Brief:
Leave out every picture, then transcribe the rest of the listing exactly.

Data extract:
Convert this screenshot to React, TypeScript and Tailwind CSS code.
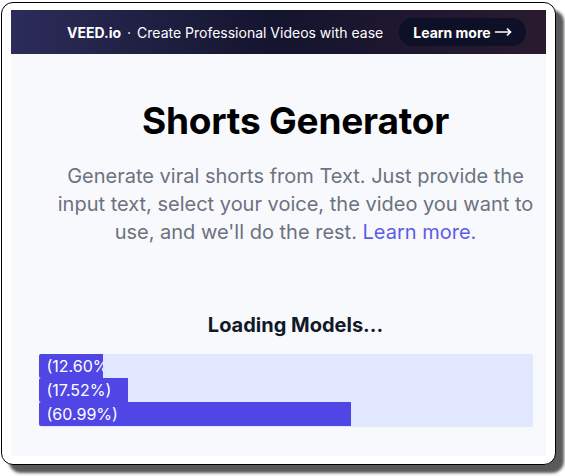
import { MoveRight } from "lucide-react";

const progress = [12.6, 17.52, 60.99];

export default function App() {
  return (
    <div className="w-[565px] h-[476px] bg-white relative" style={{ fontFamily: "Inter, 'Noto Sans', sans-serif" }}>
      <div className="absolute left-[1px] top-[2px] w-[555px] h-[463px] rounded-[12px] border border-black bg-white px-[9px] pt-[7px] pb-[8px] shadow-[8px_8px_3px_rgba(60,60,60,0.85)]">
        <div className="h-full bg-[#f8f9fc] flex flex-col">
          {/* promo banner */}
          <div className="h-[44px] shrink-0 flex items-center pl-[56px] bg-gradient-to-r from-[#2c2c5a] via-[#14142e] to-[#2a1a30] text-white">
            <span className="text-[14px] font-bold">VEED.io</span>
            <span className="text-[14px] mx-[6px]">·</span>
            <span className="text-[14px]">Create Professional Videos with ease</span>
            <span className="ml-[16px] flex items-center gap-[3px] rounded-full bg-[#0e1027] px-[14px] h-[28px] text-[14px] font-bold">
              Learn more
              <MoveRight className="w-[18px] h-[18px]" strokeWidth={2.2} />
            </span>
          </div>

          <div className="flex flex-col items-center pl-[40px] pr-[6px]">
            <h1 className="mt-[47px] text-[37px] leading-[40px] font-bold text-black tracking-[-0.2px]">Shorts Generator</h1>
            <p className="mt-[21px] text-[20px] leading-[28px] text-[#6b7280] text-center">
              Generate viral shorts from Text. Just provide the input text, select your voice, the video you want to use, and we'll do the rest.{" "}
              <span className="text-[#5d5ce6]">Learn more.</span>
            </p>

            <h2 className="mt-[65px] text-[20px] leading-[28px] font-bold text-[#111827]">Loading Models...</h2>

            <div className="mt-[15px] -ml-[20px] w-[494px] bg-[#e0e7ff] rounded-[2px] flex flex-col pb-[1px]">
              {progress.map((p) => (
                <div
                  key={p}
                  className="h-[24px] bg-[#4f46e5] text-white text-[16px] leading-[24px] px-[8px] whitespace-nowrap overflow-hidden rounded-l-[2px]"
                  style={{ width: `${p * 5.12}px` }}
                >
                  ({p.toFixed(2)}%)
                </div>
              ))}
            </div>
          </div>
        </div>
      </div>
    </div>
  );
}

Written solution:
Convert this screenshot to React, TypeScript and Tailwind CSS code.
import { MoveRight } from "lucide-react";

const progress = [12.6, 17.52, 60.99];

export default function App() {
  return (
    <div className="w-[565px] h-[476px] bg-white relative" style={{ fontFamily: "Inter, 'Noto Sans', sans-serif" }}>
      <div className="absolute left-[1px] top-[2px] w-[555px] h-[463px] rounded-[12px] border border-black bg-white px-[9px] pt-[7px] pb-[8px] shadow-[8px_8px_3px_rgba(60,60,60,0.85)]">
        <div className="h-full bg-[#f8f9fc] flex flex-col">
          {/* promo banner */}
          <div className="h-[44px] shrink-0 flex items-center pl-[56px] bg-gradient-to-r from-[#2c2c5a] via-[#14142e] to-[#2a1a30] text-white">
            <span className="text-[14px] font-bold">VEED.io</span>
            <span className="text-[14px] mx-[6px]">·</span>
            <span className="text-[14px]">Create Professional Videos with ease</span>
            <span className="ml-[16px] flex items-center gap-[3px] rounded-full bg-[#0e1027] px-[14px] h-[28px] text-[14px] font-bold">
              Learn more
              <MoveRight className="w-[18px] h-[18px]" strokeWidth={2.2} />
            </span>
          </div>

          <div className="flex flex-col items-center pl-[40px] pr-[6px]">
            <h1 className="mt-[47px] text-[37px] leading-[40px] font-bold text-black tracking-[-0.2px]">Shorts Generator</h1>
            <p className="mt-[21px] text-[20px] leading-[28px] text-[#6b7280] text-center">
              Generate viral shorts from Text. Just provide the input text, select your voice, the video you want to use, and we'll do the rest.{" "}
              <span className="text-[#5d5ce6]">Learn more.</span>
            </p>

            <h2 className="mt-[65px] text-[20px] leading-[28px] font-bold text-[#111827]">Loading Models...</h2>

            <div className="mt-[15px] -ml-[20px] w-[494px] bg-[#e0e7ff] rounded-[2px] flex flex-col pb-[1px]">
              {progress.map((p) => (
                <div
                  key={p}
                  className="h-[24px] bg-[#4f46e5] text-white text-[16px] leading-[24px] px-[8px] whitespace-nowrap overflow-hidden rounded-l-[2px]"
                  style={{ width: `${p * 5.12}px` }}
                >
                  ({p.toFixed(2)}%)
                </div>
              ))}
            </div>
          </div>
        </div>
      </div>
    </div>
  );
}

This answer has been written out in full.